Yankees somehow sneak 5-time Top 100 prospect through waivers and keep intriguing bat

Sep 14, 2024; San Francisco, California, USA; San Francisco Giants infielder Marco Luciano (37) stands on the field during batting practice before a game between the San Francisco Giants and the San Diego Padres at Oracle Park. Mandatory Credit: Robert Edwards-Imagn Images
Sep 14, 2024; San Francisco, California, USA; San Francisco Giants infielder Marco Luciano (37) stands on the field during batting practice before a game between the San Francisco Giants and the San Diego Padres at Oracle Park. Mandatory Credit: Robert Edwards-Imagn Images | Robert Edwards-Imagn Images

Will the New York Yankees finally be the team that unlocks Marco Luciano after his abbreviated tenure with the San Francisco Giants (and plenty of unfulfilled accolades)? Who knows! But they got one step closer on Tuesday when they did what nobody else could this offseason: prevent him from getting snapped up on the waiver wire.

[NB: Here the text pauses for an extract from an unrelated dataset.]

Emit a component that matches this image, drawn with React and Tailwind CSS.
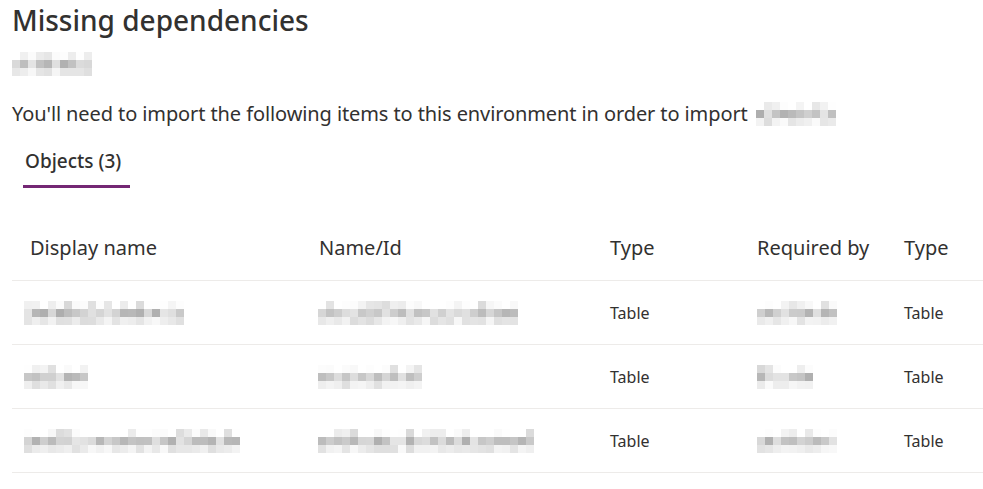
const rand = (seed, i) => {
  const x = Math.sin(seed * 97.3 + i * 13.7) * 10000;
  return x - Math.floor(x);
};

function Mosaic({ seed, cells }) {
  const tone = [
    (t) => 1 - Math.pow(t, 3) * 0.16,
    (t) => 0.68 + t * 0.22,
    (t) => 0.86 + t * 0.12,
  ];
  return (
    <div className="flex flex-col">
      {tone.map((f, r) => (
        <div key={r} className="flex">
          {Array.from({ length: cells }).map((_, i) => {
            const v = Math.round(255 * f(rand(seed * 3 + r, i)));
            return <div key={i} className="w-2 h-2" style={{ background: `rgb(${v},${v},${v})` }} />;
          })}
        </div>
      ))}
    </div>
  );
}

const rows = [
  { a: 20, b: 25, c: 10 },
  { a: 8, b: 13, c: 7 },
  { a: 27, b: 27, c: 10 },
];

export default function App() {
  return (
    <div className="w-[983px] h-[489px] bg-white text-[#323130] overflow-hidden" style={{ fontFamily: '"Noto Sans", "Open Sans", sans-serif' }}>
      <div className="pl-3">
        <h1 className="text-[28px] font-medium leading-9 pt-[2px]">Missing dependencies</h1>
        <div className="mt-[14px] h-6">
          <Mosaic seed={1} cells={10} />
        </div>
        <p className="mt-[24px] text-[20px] tracking-[-0.1px] leading-7 flex items-center gap-2">
          You'll need to import the following items to this environment in order to import
          <Mosaic seed={5} cells={10} />
        </p>
        <div className="mt-[16px] ml-[11px] w-[107px]">
          <div className="text-[19px] font-medium leading-7 pl-[2px] pt-[3px] pb-[10px]">Objects (3)</div>
          <div className="h-[3px] bg-[#742774]" />
        </div>
      </div>
      <div className="ml-3 mt-[31px]">
        <div className="grid grid-cols-[290px_291px_147px_147px_1fr] h-[62px] items-center border-b border-[#edebe9] text-[20px]">
          <div className="pl-[18px] pb-[4px]">Display name</div>
          <div className="pl-[17px] pb-[4px]">Name/Id</div>
          <div className="pl-[17px] pb-[4px]">Type</div>
          <div className="pl-[17px] pb-[4px]">Required by</div>
          <div className="pl-[17px] pb-[4px]">Type</div>
        </div>
        {rows.map((r, i) => (
          <div key={i} className="grid grid-cols-[290px_291px_147px_147px_1fr] h-16 items-center border-b border-[#edebe9] text-[16px]">
            <div className="pl-[12px]"><Mosaic seed={10 + i} cells={r.a} /></div>
            <div className="pl-[16px]"><Mosaic seed={20 + i} cells={r.b} /></div>
            <div className="pl-[17px] pt-[1px]">Table</div>
            <div className="pl-[17px]"><Mosaic seed={30 + i} cells={r.c} /></div>
            <div className="pl-[17px] pt-[1px]">Table</div>
          </div>
        ))}
      </div>
    </div>
  );
}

The Yankees added Luciano to the fringes of their 40-man roster on Jan. 22, when the Orioles fumbled him off their infield cliff. Baltimore claimed him from the Pittsburgh Pirates earlier in the offseason, who captured the initial runoff when the Giants let him loose. The odds that Luciano ever fulfills his early promise are low, but we begged the Yankees to get him to spring training for an earnest shot at a first impression on a podcast episode that followed his acquisition.

Unsurprisingly, they ... did not listen, throwing him to the wolves five days after claiming him the first time so they could get their hands on ex-Mets top prospect Dom Hamel. They were hoping, just like the Giants, Pirates and Orioles before them, that other teams would ignore Luciano, allowing him to slide past all 30 clubs on the waiver wire and back into their minor league system. It didn't work for anyone else, but maybe ... maybe it would work for the New York Frickin' Yankees.

And it did! On Tuesday, the Yankees lost light-hitting outfielder Michael Siani to the Los Angeles Dodgers (the team they swiped him from in the first place, but kept an all-cleared Luciano in the fold.

Yankees keep prospect Marco Luciano, lose Michael Siani to Los Angeles Dodgers

Luciano, still 24 years old, may never be the dynamo he was purported to be when he peaked at No. 12 on Baseball America's pre-2021 top prospect list. That was his second of five consecutive years on the vaunted list. Unsurprisingly, it was the version right out of the pandemic and a year's worth of virtual scouting where Luciano ranked the highest. Instead of putting his loud tools together, he's mostly flopped - except against lefties. He hit .282 with a .986 OPS against them at Triple-A last season.

Now, he'll get to show off that skill in Scranton. He may never become a five-tool infielder with pop, but the scouting report doesn't always have to be 100% right for there to be value in his game. The Yankees will be the ones to prosper if he does start to put things together at the ripe old age of ... yeah, still young. Still 24. Good move.